Journal of Accounting and Financial Management (JAFM )
E-ISSN 2504-8856
P-ISSN 2695-2211
VOL. 10 NO. 9 2024
DOI: 10.56201/jafm.v10.no9.2024.pg299.314
Andabai, Priye Werigbelegha, Ph.D
This study explored the implication of stock market liquidity on stock market performance in Nigeria covering from 1993-2023. The study applied ex-post facto design and used secondary data subjected ordinary least model. The descriptive statistic applied for the study shows that all the series are normally distributed. The ordinary least square model was used for the analysis. Findings reveal that there is a favourable and substantial implication of stock market liquidity value traded ratio on all share index in Nigeria. However, there is also a positive significant impact of turnover ratio on all share index in Nigeria.
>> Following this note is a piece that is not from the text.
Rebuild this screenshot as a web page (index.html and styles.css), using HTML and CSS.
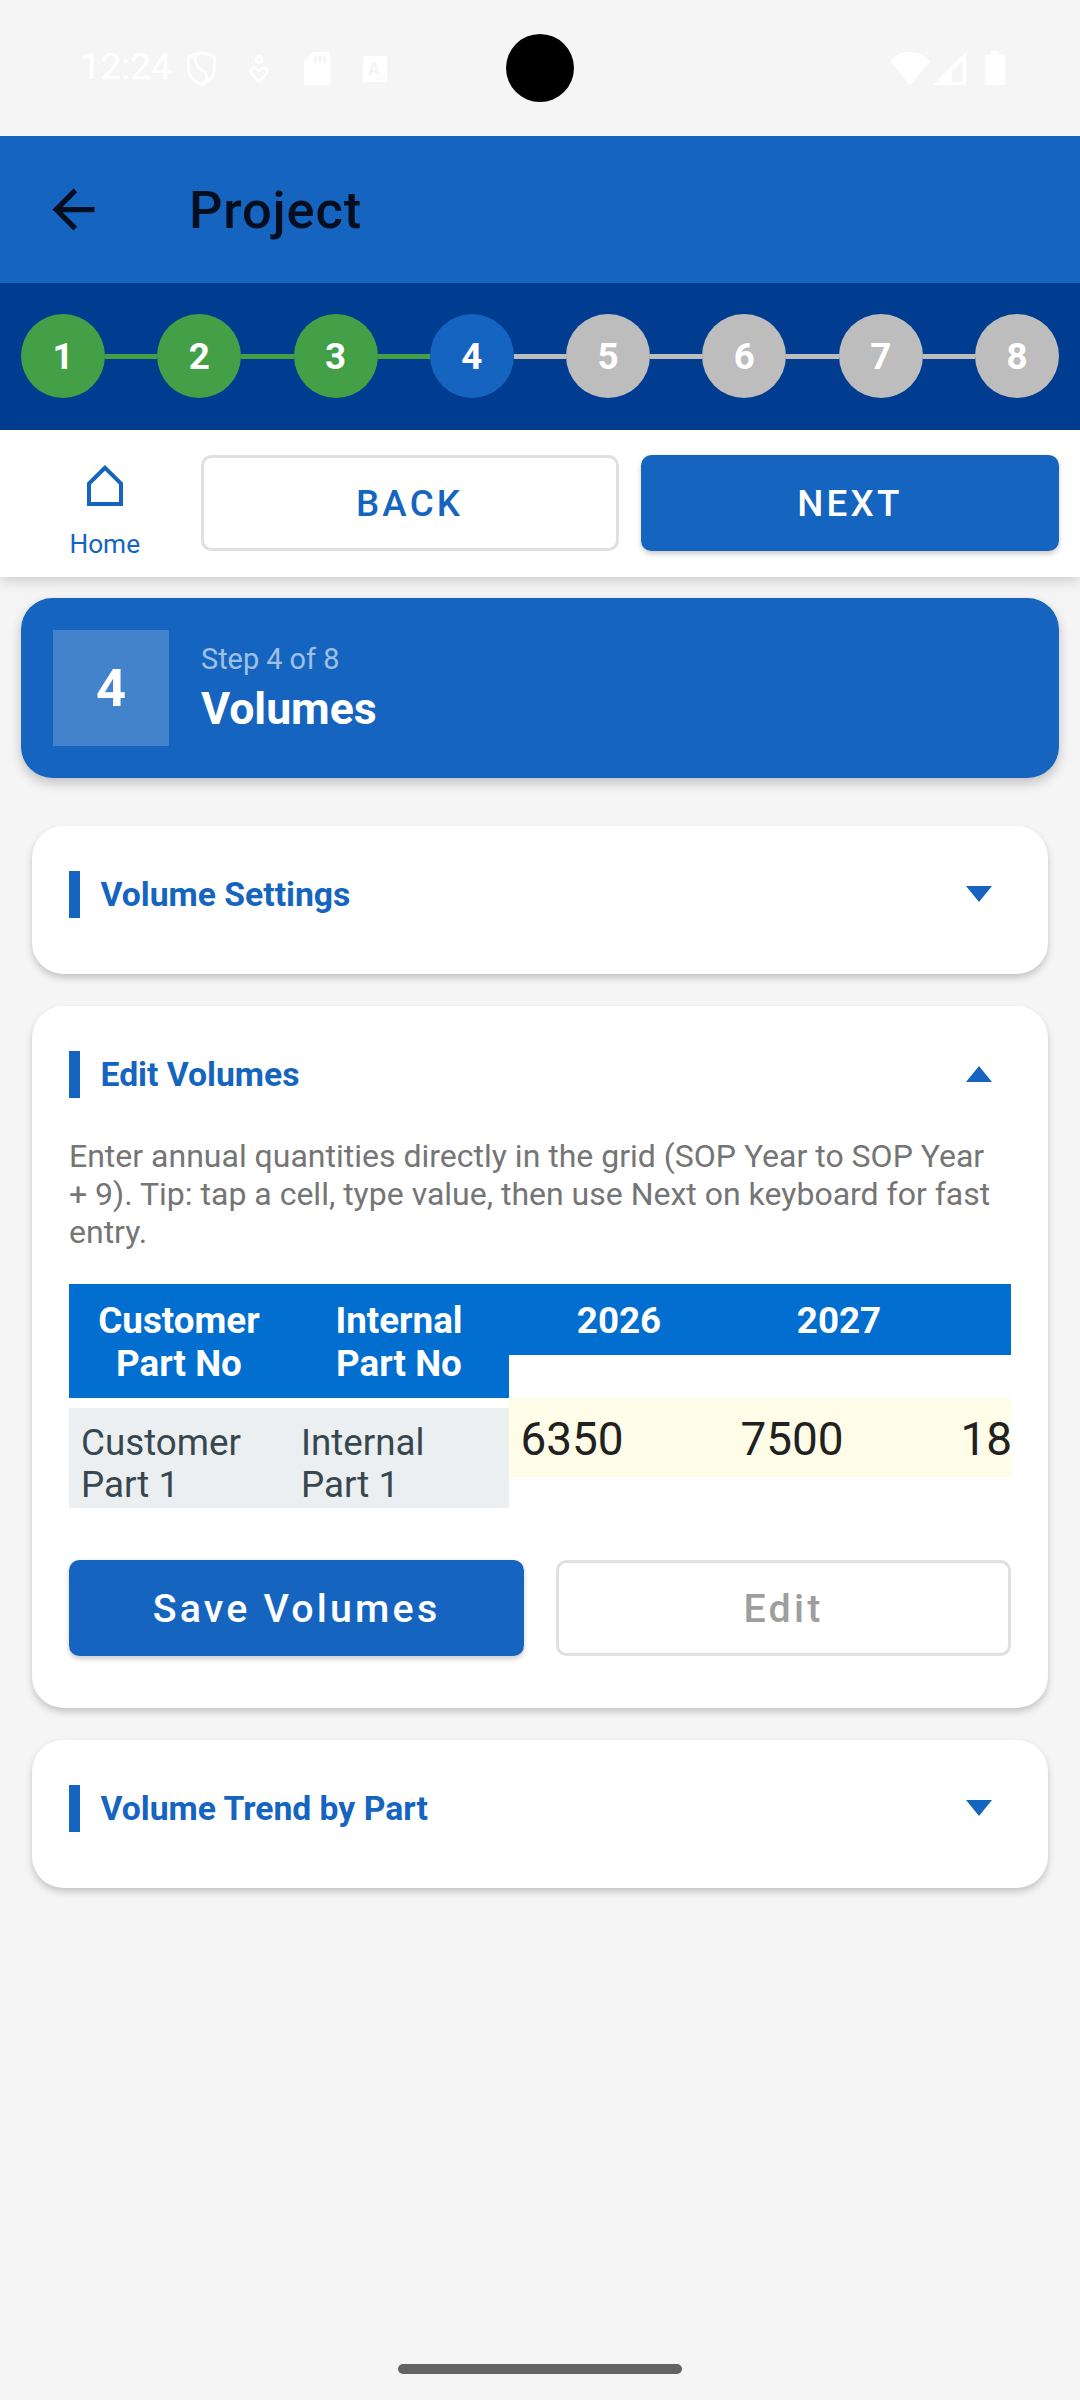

The r2 suggest about 82% of the variations in stock market outcome in Nigeria can be explain by changes in stock market liquidity variables. The study concludes that market liquidity significantly affect stock performance in Nigeria. Henceforth, the scholarly investigation proposes that in order to enhance and maintain the magnitude of the stock market liquidity variable in Nigeria, thereby exerting a greater influence on the performance of the stock market sector in Nigeria, it is vital to facilitate the accessibility of a wider array of investment instruments, including derivatives, convertibles, futures, swaps, and options, within the market. This will effectively augment the rate of turnover. Consequently, this phenomenon will engender a surge in the demand for the services rendered by the stock market, thereby fostering an augmented level of market liquidity. The commission should formulate policies that encourage firms to increase their post-tax profits and dividends, as these variables have been empirically demonstrated to have robust significance in influencing the fluctuations of the company's performance and the market's value.